Volatile reads and writes

As already mentioned, a volatile read implies a getAcquire and a volatile write a setRelease. In addition, every execution of your program must be explainable by performing volatile reads and writes in a certain global order that is consistent with the order of these operations in your program code. A more formal definition can be found in the Java Language Specification. Note that this does not imply determinism or the absence of races between volatile operations. It just excludes counter-intuitive executions that are not explainable without reorderings, like both threads winning the race in the last example.

Let’s have a closer look as to how volatile semantics are relied on in a real algorithm.

The Peterson Algorithm

The Peterson algorithm is a classical concurrent algorithm for mutual exclusion. Unlike its modern counterparts, it does not rely on atomic compare and swap operations implemented at the hardware level by modern machine architectures. It is therefore significantly outperformed by even the most basic lock implementations that do, but of theoretical interest for the very same reason. First and foremost, it’s a good example for a concurrent algorithm relying on volatile semantics that is less artificial than the ReleaseAcquireRace from the last paragraph.

Although the Peterson Algorithm can be generalized to work with n threads, I want to focus on the two-thread version only. To conveniently switch between different memory ordering modes, I’m using a small helper enum:

enum MemoryOrdering {
    VOLATILE, ACQUIRE_RELEASE, PLAIN;

    int get(AtomicInteger atomic) {
        return switch (this) {
            case PLAIN -> atomic.getPlain();
            case ACQUIRE_RELEASE -> atomic.getAcquire();
            case VOLATILE -> atomic.get();
        };
    }

    void set(AtomicInteger atomic, int value) {
        switch (this) {
            case PLAIN -> atomic.setPlain(value);
            case ACQUIRE_RELEASE -> atomic.setRelease(value);
            case VOLATILE -> atomic.set(value);
        }
    }

    // other operations....
}

The implementation of the Peterson Algorithm requires threads to have uniquely assigned indices, which must be either 0 or 1 and are accessed by calling ThreadIndex.current.

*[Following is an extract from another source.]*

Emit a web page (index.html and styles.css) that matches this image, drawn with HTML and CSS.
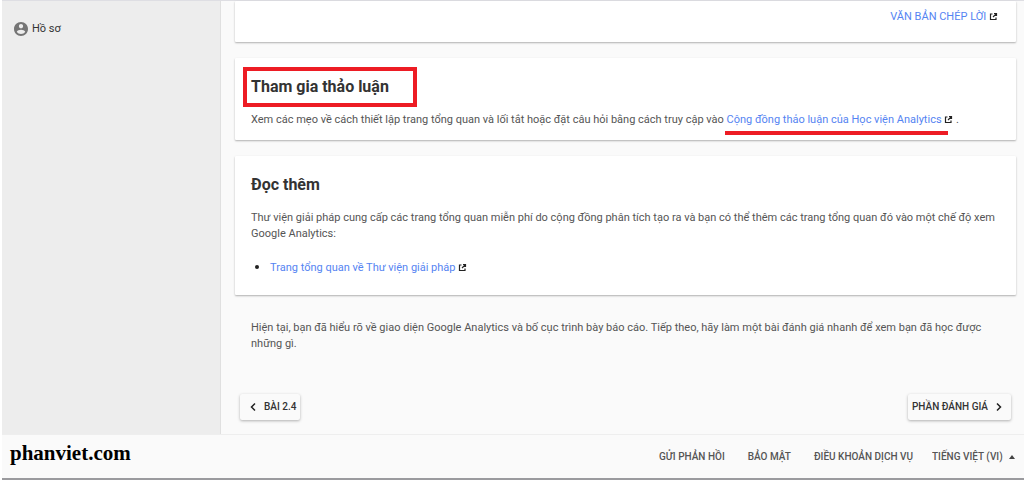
FILE: index.html
```html
<!DOCTYPE html>
<html lang="vi">
<head>
<meta charset="utf-8">
<meta name="viewport" content="width=device-width, initial-scale=1">
<title>Học viện Analytics</title>
<link rel="stylesheet" href="styles.css">
</head>
<body>
<svg class="defs" aria-hidden="true">
  <symbol id="external" viewBox="0 0 9 9">
    <path d="M3.500 2H1.500V7.500H7V5.500M5 1.500H7.500V4M7.500 1.500L4 5" fill="none" stroke="#222" stroke-width="1.2"/>
  </symbol>
</svg>
<div class="page">
  <div class="body">
    <nav class="sidebar">
      <a class="profile" href="#profile">
        <svg class="profile-icon" viewBox="2 2 20 20" aria-hidden="true"><path fill="#757575" d="M12 2C6.48 2 2 6.48 2 12s4.480 10 10 10 10-4.480 10-10S17.520 2 12 2zm0 3c1.660 0 3 1.340 3 3s-1.340 3-3 3-3-1.340-3-3 1.340-3 3-3zm0 14.200c-2.500 0-4.710-1.280-6-3.220.03-1.990 4-3.080 6-3.080 1.990 0 5.970 1.090 6 3.080-1.290 1.940-3.500 3.220-6 3.220z"/></svg>
        <span>Hồ sơ</span>
      </a>
    </nav>
    <main class="content">
      <section class="card card-transcript">
        <a class="link" href="#transcript">VĂN BẢN CHÉP LỜI</a>
        <svg class="external" aria-hidden="true"><use href="#external"/></svg>
      </section>
      <section class="card">
        <h2 class="title"><span class="marked">Tham gia thảo luận</span></h2>
        <p class="text">Xem các mẹo về cách thiết lập trang tổng quan và lối tắt hoặc đặt câu hỏi bằng cách truy cập vào <a class="link underlined" href="#community">Cộng đồng thảo luận của Học viện Analytics</a> <svg class="external" aria-hidden="true"><use href="#external"/></svg> .</p>
      </section>
      <section class="card card-more">
        <h2 class="title">Đọc thêm</h2>
        <p class="text">Thư viện giải pháp cung cấp các trang tổng quan miễn phí do cộng đồng phân tích tạo ra và bạn có thể thêm các trang tổng quan đó vào một chế độ xem Google Analytics:</p>
        <ul class="list">
          <li><a class="link" href="#gallery">Trang tổng quan về Thư viện giải pháp</a> <svg class="external" aria-hidden="true"><use href="#external"/></svg></li>
        </ul>
      </section>
      <p class="text closing">Hiện tại, bạn đã hiểu rõ về giao diện Google Analytics và bố cục trình bày báo cáo. Tiếp theo, hãy làm một bài đánh giá nhanh để xem bạn đã học được những gì.</p>
      <div class="pager">
        <button class="pager-button" type="button">
          <svg class="chevron" viewBox="0 0 6 10" aria-hidden="true"><path d="M5 1.500L1.500 5L5 8.500"/></svg>
          <span>BÀI 2.4</span>
        </button>
        <button class="pager-button pager-next" type="button">
          <span>PHẦN ĐÁNH GIÁ</span>
          <svg class="chevron" viewBox="0 0 6 10" aria-hidden="true"><path d="M1 1.500L4.500 5L1 8.500"/></svg>
        </button>
      </div>
    </main>
  </div>
  <footer class="footer">
    <div class="brand">phanviet.com</div>
    <div class="footer-links">
      <a href="#feedback">GỬI PHẢN HỒI</a>
      <a href="#privacy">BẢO MẬT</a>
      <a href="#terms">ĐIỀU KHOẢN DỊCH VỤ</a>
      <div class="language">
        <select class="language-select" aria-label="Ngôn ngữ"><option>TIẾNG VIỆT (VI)</option></select>
        <svg class="caret" viewBox="0 0 8 4" aria-hidden="true"><path d="M1 4L4 0L7 4Z" fill="#444"/></svg>
      </div>
    </div>
  </footer>
</div>
</body>
</html>
```
FILE: styles.css
```css
* { box-sizing: border-box; }

body {
  margin: 0;
  background: #fff;
  font-family: Roboto, "Liberation Sans", sans-serif;
  font-size: 11px;
  line-height: 16px;
  color: #555;
}

a { color: inherit; text-decoration: none; }

.defs { position: absolute; width: 0; height: 0; }

.page {
  display: flex;
  flex-direction: column;
  min-height: calc(100vh - 1px);
  margin-left: 2px;
  border-top: 1px solid #dedee3;
  border-bottom: 2px solid #9a9a9e;
  background: #fafafa;
}

.body { display: flex; flex: 1; }

.sidebar {
  flex: 0 0 219px;
  padding: 20px 12px;
  background: #ededed;
  border-right: 1px solid #e0e0e0;
}

.profile { display: flex; align-items: center; gap: 4px; color: #333; }
.profile-icon { width: 14px; height: 14px; }

.content {
  flex: 1;
  min-width: 0;
  padding: 0 8px 12px 14px;
}

.card {
  margin-bottom: 16px;
  padding: 16px 16px 12px;
  background: #fff;
  border-radius: 1px;
  box-shadow: 0 1px 2px rgba(0, 0, 0, 0.3);
}

.card-transcript { padding: 8px 18px 17px; text-align: right; }
.card-more { padding-bottom: 19px; }

.title {
  margin: 0 0 12px;
  font-size: 16px;
  line-height: 26px;
  font-weight: 700;
  color: #333;
}

.marked {
  display: inline-block;
  padding: 0 24px 0 4px;
  margin: -7px 0 -7px -8px;
  border: 4px solid #ed1c24;
  line-height: 32px;
}

.text { margin: 0; }
.link { color: #5584f2; }

.external {
  width: 9px;
  height: 9px;
  vertical-align: -1px;
}

.underlined {
  padding: 0 6px 5px 2px;
  margin: 0 -6px 0 -2px;
  border-bottom: 4px solid #ed1c24;
}

.list { margin: 16px 0 0; padding-left: 19px; }
.list li::marker { color: #222; font-size: 14px; }

.closing { padding: 9px 16px 0; }

.pager {
  display: flex;
  justify-content: space-between;
  margin-top: 42px;
  padding: 0 5px 0 5px;
}

.pager-button {
  display: flex;
  align-items: center;
  gap: 8px;
  height: 26px;
  padding: 0 4px 0 10px;
  border: 0;
  border-radius: 2px;
  background: #fafafa;
  box-shadow: 0 1px 3px rgba(0, 0, 0, 0.3);
  font: 500 10px/16px Roboto, "Liberation Sans", sans-serif;
  color: #333;
}

.pager-next { padding: 0 9px 0 4px; }

.chevron {
  width: 6px;
  height: 10px;
  fill: none;
  stroke: #222;
  stroke-width: 1.5;
}

.footer {
  display: flex;
  align-items: center;
  justify-content: space-between;
  height: 44px;
  padding: 0 8px;
  border-top: 1px solid #eee;
}

.brand {
  padding-bottom: 8px;
  font: bold 21px/24px "Liberation Serif", serif;
  color: #000;
}

.footer-links {
  display: flex;
  align-items: center;
  gap: 23px;
  font-size: 10px;
  font-weight: 500;
  color: #555;
}

.language { display: flex; align-items: center; gap: 5px; margin-left: -4px; }

.language-select {
  appearance: none;
  padding: 0;
  border: 0;
  background: none;
  font: inherit;
  color: inherit;
}

.caret { width: 8px; height: 4px; }
```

After these technicalities, here is an implementation of the Peterson Algorithm for mutual exclusion:

class PetersonLock {
    private final MemoryOrdering memoryOrdering;
    private final AtomicIntegerArray interested = new AtomicIntegerArray(2);
    private final AtomicInteger turn = new AtomicInteger();

    PetersonLock(MemoryOrdering memoryOrdering) {
        this.memoryOrdering = memoryOrdering;
    }

    void lock() {
        var myIdx = ThreadIndex.current();
        var oIdx = 1 - myIdx;

        memoryOrdering.set(interested, myIdx, 1); // (1)
        memoryOrdering.set(turn, oIdx); // (2)

        while (memoryOrdering.get(interested, oIdx) == 1 
               && memoryOrdering.get(turn) != myIdx) { // (3)
            Thread.onSpinWait();
        }
    }

    void unlock() {
        memoryOrdering.set(interested, ThreadIndex.current(), 0);
    }
}

To enter the critical section, a thread first announces its interest at (1), and cedes the turn to the other thread at (2). Then it waits at (3) until either the other thread has no interest in the lock or cedes the turn to this thread.

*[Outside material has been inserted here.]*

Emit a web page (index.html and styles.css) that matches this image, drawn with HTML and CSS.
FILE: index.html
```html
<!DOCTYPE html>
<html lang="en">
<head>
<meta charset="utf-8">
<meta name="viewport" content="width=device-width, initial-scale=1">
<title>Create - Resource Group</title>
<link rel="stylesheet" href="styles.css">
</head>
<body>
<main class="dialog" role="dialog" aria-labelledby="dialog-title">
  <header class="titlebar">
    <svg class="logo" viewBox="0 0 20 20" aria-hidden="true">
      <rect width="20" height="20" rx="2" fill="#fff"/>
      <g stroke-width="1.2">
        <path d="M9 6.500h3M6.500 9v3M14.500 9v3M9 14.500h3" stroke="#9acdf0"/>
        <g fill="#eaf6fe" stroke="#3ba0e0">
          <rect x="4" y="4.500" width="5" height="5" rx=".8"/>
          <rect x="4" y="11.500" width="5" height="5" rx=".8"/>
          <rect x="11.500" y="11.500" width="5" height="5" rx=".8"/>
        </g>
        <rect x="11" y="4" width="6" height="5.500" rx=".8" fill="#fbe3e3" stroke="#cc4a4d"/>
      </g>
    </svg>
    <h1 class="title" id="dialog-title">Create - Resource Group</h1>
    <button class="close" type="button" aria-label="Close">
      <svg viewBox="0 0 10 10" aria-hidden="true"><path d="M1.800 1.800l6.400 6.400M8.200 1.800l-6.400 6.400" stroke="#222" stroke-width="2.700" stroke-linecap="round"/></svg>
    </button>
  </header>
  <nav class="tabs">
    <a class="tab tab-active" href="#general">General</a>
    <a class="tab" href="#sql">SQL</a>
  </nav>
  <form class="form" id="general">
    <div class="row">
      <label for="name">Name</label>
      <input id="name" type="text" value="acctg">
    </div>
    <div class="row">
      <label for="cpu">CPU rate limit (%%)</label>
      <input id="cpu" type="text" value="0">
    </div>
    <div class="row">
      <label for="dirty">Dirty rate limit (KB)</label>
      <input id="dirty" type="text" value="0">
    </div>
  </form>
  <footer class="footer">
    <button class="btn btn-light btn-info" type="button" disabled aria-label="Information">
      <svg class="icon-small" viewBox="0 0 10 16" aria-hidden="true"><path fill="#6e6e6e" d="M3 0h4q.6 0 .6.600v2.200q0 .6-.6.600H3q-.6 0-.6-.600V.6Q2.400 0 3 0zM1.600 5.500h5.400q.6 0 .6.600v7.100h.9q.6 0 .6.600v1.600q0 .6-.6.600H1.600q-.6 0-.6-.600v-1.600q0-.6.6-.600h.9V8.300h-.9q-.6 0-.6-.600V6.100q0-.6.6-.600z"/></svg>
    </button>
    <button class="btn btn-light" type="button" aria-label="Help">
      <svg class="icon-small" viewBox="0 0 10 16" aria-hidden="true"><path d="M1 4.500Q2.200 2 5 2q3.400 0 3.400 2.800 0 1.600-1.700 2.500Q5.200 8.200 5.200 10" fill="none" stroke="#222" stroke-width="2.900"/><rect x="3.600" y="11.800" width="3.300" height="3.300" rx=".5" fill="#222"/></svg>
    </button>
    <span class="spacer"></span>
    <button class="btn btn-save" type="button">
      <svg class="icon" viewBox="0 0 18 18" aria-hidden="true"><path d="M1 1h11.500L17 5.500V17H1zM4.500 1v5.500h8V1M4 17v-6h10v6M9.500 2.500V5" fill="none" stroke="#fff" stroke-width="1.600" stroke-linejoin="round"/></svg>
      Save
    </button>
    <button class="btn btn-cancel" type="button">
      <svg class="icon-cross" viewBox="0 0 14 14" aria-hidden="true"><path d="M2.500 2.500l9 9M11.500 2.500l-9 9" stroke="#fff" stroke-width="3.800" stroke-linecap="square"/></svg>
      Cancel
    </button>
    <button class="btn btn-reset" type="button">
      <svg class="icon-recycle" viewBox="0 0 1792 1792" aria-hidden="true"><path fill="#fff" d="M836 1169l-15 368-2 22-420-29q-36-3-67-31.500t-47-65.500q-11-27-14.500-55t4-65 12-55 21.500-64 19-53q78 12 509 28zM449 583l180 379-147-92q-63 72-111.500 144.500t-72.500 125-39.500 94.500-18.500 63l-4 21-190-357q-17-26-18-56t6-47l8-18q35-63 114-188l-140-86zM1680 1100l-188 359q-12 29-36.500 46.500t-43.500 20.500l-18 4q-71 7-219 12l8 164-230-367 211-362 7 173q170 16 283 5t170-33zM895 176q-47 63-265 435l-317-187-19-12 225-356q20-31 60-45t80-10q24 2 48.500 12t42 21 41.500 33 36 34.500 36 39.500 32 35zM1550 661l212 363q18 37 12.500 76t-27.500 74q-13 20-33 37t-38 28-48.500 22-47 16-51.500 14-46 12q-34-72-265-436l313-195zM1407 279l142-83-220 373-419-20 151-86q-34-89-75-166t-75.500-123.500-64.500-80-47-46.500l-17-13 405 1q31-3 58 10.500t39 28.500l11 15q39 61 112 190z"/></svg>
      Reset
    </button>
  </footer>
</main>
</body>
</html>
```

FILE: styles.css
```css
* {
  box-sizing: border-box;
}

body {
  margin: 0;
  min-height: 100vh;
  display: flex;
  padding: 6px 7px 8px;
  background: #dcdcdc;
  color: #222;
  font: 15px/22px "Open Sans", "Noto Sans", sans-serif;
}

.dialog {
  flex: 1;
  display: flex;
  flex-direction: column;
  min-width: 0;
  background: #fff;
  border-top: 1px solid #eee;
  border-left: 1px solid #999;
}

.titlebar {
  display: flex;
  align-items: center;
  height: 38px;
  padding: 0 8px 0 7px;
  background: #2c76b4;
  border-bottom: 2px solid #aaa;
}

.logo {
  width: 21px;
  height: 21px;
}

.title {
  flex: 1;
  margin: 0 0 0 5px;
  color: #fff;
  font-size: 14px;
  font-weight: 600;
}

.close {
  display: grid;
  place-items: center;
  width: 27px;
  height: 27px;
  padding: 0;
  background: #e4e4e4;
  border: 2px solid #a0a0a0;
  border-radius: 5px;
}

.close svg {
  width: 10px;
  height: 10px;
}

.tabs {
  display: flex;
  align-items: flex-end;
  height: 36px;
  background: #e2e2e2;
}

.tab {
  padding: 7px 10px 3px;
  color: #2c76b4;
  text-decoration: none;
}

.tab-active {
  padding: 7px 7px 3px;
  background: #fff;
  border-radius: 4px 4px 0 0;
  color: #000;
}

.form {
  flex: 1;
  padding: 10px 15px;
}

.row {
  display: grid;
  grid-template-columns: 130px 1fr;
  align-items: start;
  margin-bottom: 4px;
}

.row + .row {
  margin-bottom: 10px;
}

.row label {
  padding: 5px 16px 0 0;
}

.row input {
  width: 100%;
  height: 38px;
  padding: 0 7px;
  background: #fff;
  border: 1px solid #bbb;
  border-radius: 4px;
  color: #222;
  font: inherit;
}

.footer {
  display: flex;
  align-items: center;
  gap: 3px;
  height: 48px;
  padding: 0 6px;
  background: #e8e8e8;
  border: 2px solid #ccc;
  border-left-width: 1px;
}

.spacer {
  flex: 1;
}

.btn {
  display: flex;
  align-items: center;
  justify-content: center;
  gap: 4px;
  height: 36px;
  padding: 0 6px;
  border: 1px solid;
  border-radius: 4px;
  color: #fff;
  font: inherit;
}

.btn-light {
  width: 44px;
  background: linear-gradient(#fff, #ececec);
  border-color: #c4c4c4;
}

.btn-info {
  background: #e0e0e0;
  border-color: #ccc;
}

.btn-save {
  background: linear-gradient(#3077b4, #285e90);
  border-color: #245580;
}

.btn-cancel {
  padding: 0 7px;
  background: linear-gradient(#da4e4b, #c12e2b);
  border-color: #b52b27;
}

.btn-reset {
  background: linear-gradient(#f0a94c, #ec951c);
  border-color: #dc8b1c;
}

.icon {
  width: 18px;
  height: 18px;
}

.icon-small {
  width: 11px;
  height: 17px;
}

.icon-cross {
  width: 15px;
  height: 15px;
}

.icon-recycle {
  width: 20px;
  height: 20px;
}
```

Although succinct and elegant, this algorithm contains more nuance than meets the eye initially, and if you try to reimplement it from the top of your head, you’ll probably discover that there are many ways to get it wrong. Most notably, the tests I have written fail unless MemoryOrdering.VOLATILE is used. To understand why, remember that with MemoryOrdering.ACQUIRE_RELEASE, a reordering of the lines (1) and (2) is allowed. This, however, opens up the following possibility for both threads to enter the critical section:

Time	Thread 0	Thread 1
0		turn = 0
1	turn = 1
2	interested[0] = 1
3	observe interested[1] == 0
4	enter critical section
5	in critical section	interested[1] = 1
6	in critical section	observe interested[1] == 0
7	in critical section	observe turn == 1
8	in critical section	enter critical section
9	in critical section	in critical section

To exclude this problematic reordering from happening, we can either use MemoryOrdering.VOLATILE, or insert

VarHandle.fullFence();

between (1) and (2).

Before coming to an end, let me say a few words about performance.

Performance Implications

I did some benchmarking, comparing different variations of the Peterson Algorithm with each other on ARM and X86, with inconclusive results. While the version with MemoryOrdering.ACQUIRE_RELEASE and an explicit fence is slightly faster on my X86 laptop, MemoryOrdering.VOLATILE without VarHandle.fullFence() performed better on ARM for me. However, I wouldn’t be surprised if you get exactly opposite results, since differences in execution speeds depend on the exact model of your CPU and the specific JVM being used.

The only thing that can be said with certainty is that switching between MemoryOrdering.VOLATILE and MemoryOrdering.ACQUIRE_RELEASE can have an impact on performance in either way.

Conclusion

getAcquire and setRelease can often be used instead of get and set with volatile semantics, but knowing where this is possible and where it might introduce subtle bugs requires a deep understanding of the implications and a careful, case by case analysis. My recommendation is therefore to avoid these methods except for the most performance critical parts or your application.